Begin

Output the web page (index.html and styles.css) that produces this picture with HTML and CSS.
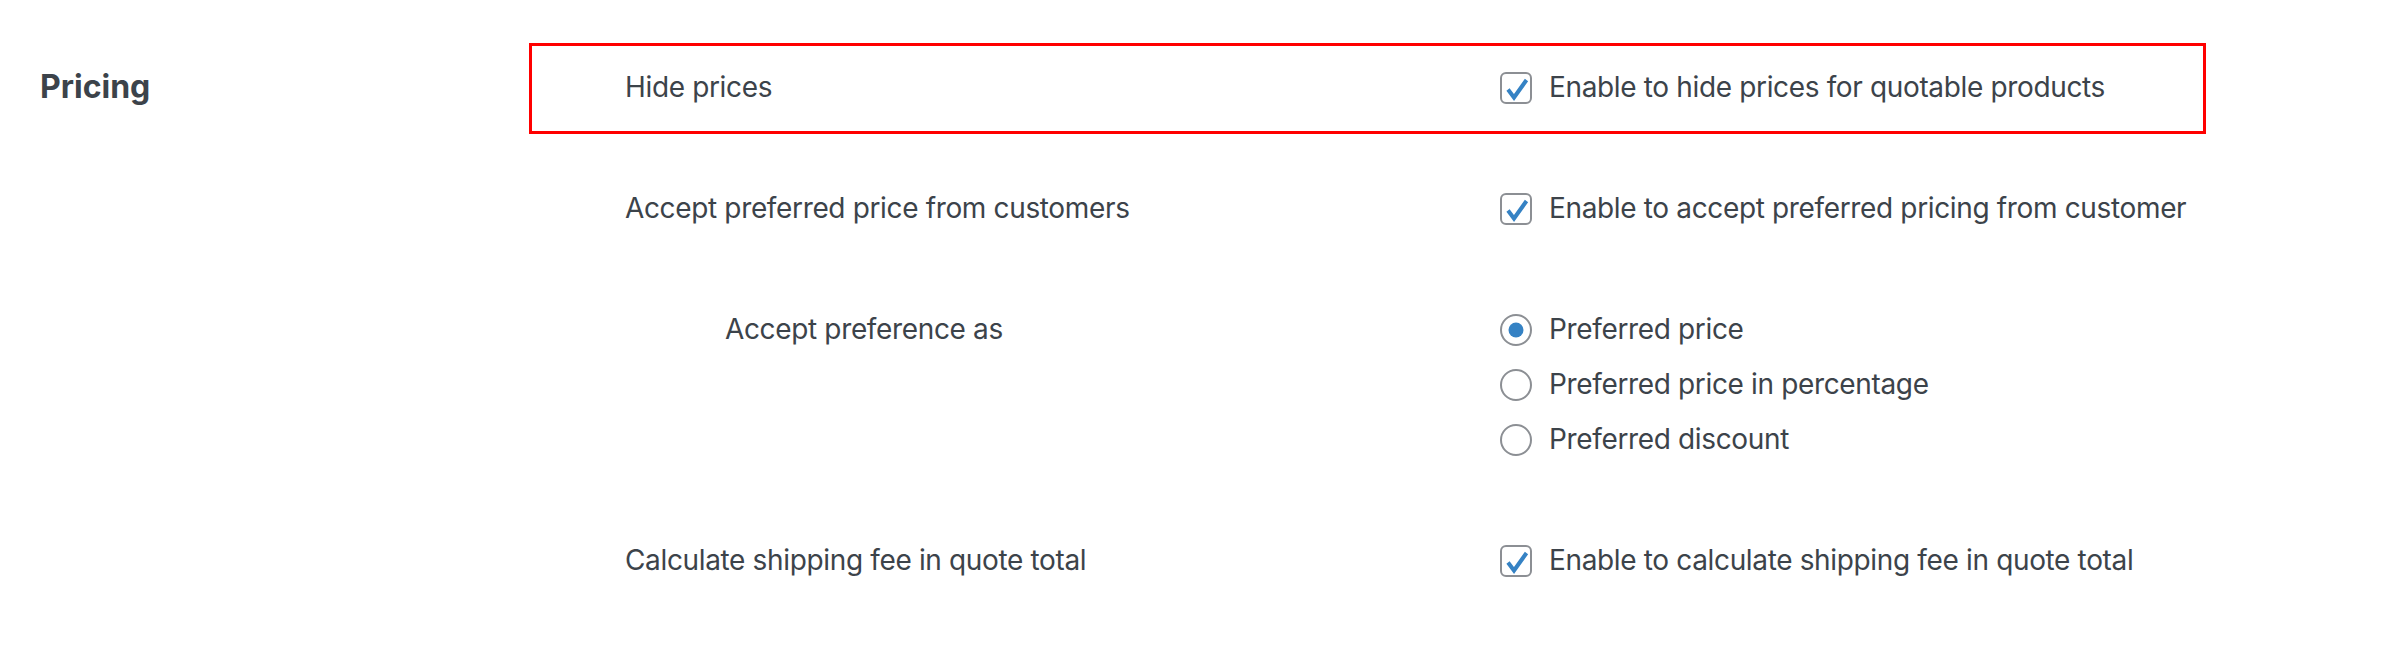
FILE: index.html
```html
<!DOCTYPE html>
<html>
<head>
<title>Quote settings</title>
<link rel="stylesheet" href="styles.css">
</head>
<body>

<div class="settings">
  <h2 class="section-title">Pricing</h2>

  <div class="fields">
    <div class="field highlight">
      <div class="field-label">Hide prices</div>
      <div class="field-input">
        <label class="option">
          <svg class="box" width="32" height="32" viewBox="0 0 32 32"><rect x="1" y="1" width="30" height="30" rx="5" fill="#fff" stroke="#8c8f94" stroke-width="2"/><path d="M8 17.5 L14 25.5 L26.5 8" fill="none" stroke="#3582c4" stroke-width="4"/></svg>
          Enable to hide prices for quotable products
        </label>
      </div>
    </div>

    <div class="field">
      <div class="field-label">Accept preferred price from customers</div>
      <div class="field-input">
        <label class="option">
          <svg class="box" width="32" height="32" viewBox="0 0 32 32"><rect x="1" y="1" width="30" height="30" rx="5" fill="#fff" stroke="#8c8f94" stroke-width="2"/><path d="M8 17.5 L14 25.5 L26.5 8" fill="none" stroke="#3582c4" stroke-width="4"/></svg>
          Enable to accept preferred pricing from customer
        </label>
      </div>
    </div>

    <div class="field">
      <div class="field-label sub">Accept preference as</div>
      <div class="field-input radios">
        <label class="option">
          <svg class="box" width="32" height="32" viewBox="0 0 32 32"><circle cx="16" cy="16" r="15" fill="#fff" stroke="#8c8f94" stroke-width="2"/><circle cx="16" cy="16" r="7.5" fill="#3582c4"/></svg>
          Preferred price
        </label>
        <label class="option">
          <svg class="box" width="32" height="32" viewBox="0 0 32 32"><circle cx="16" cy="16" r="15" fill="#fff" stroke="#8c8f94" stroke-width="2"/></svg>
          Preferred price in percentage
        </label>
        <label class="option">
          <svg class="box" width="32" height="32" viewBox="0 0 32 32"><circle cx="16" cy="16" r="15" fill="#fff" stroke="#8c8f94" stroke-width="2"/></svg>
          Preferred discount
        </label>
      </div>
    </div>

    <div class="field">
      <div class="field-label">Calculate shipping fee in quote total</div>
      <div class="field-input">
        <label class="option">
          <svg class="box" width="32" height="32" viewBox="0 0 32 32"><rect x="1" y="1" width="30" height="30" rx="5" fill="#fff" stroke="#8c8f94" stroke-width="2"/><path d="M8 17.5 L14 25.5 L26.5 8" fill="none" stroke="#3582c4" stroke-width="4"/></svg>
          Enable to calculate shipping fee in quote total
        </label>
      </div>
    </div>
  </div>
</div>

</body>
</html>
```

FILE: styles.css
```css
html {
  background-color: white;
}

body {
  margin: 0px;
  padding: 43px 0 0 40px;
  font-family: Inter, "Noto Sans", sans-serif;
  font-size: 28px;
  letter-spacing: -0.35px;
  color: #3c434a;
}

.settings {
  display: flex;
  align-items: flex-start;
}

.section-title {
  width: 489px;
  margin: 0;
  font-size: 32px;
  font-weight: 700;
  letter-spacing: 0;
  line-height: 87px;
  color: #3c434a;
}

.fields {
  width: 1677px;
  display: flex;
  flex-direction: column;
  gap: 30px;
}

.field {
  display: grid;
  grid-template-columns: 875px 1fr;
  padding: 23px 0 25px 93px;
  border: 3px solid transparent;
  line-height: 37px;
  white-space: nowrap;
}

.field.highlight {
  border-color: #ff0000;
}

.field-label.sub {
  padding-left: 100px;
}

.radios {
  display: flex;
  flex-direction: column;
  gap: 18px;
}

.option {
  display: flex;
  align-items: center;
  gap: 17px;
}

.box {
  flex: none;
}
```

End

- _EXERCISE DIRECTIONS_: Gather all lines where the word "styles" appears.

- _TASK ANSWER_:
Output the web page (index.html and styles.css) that produces this picture with HTML and CSS.
<link rel="stylesheet" href="styles.css">
FILE: styles.css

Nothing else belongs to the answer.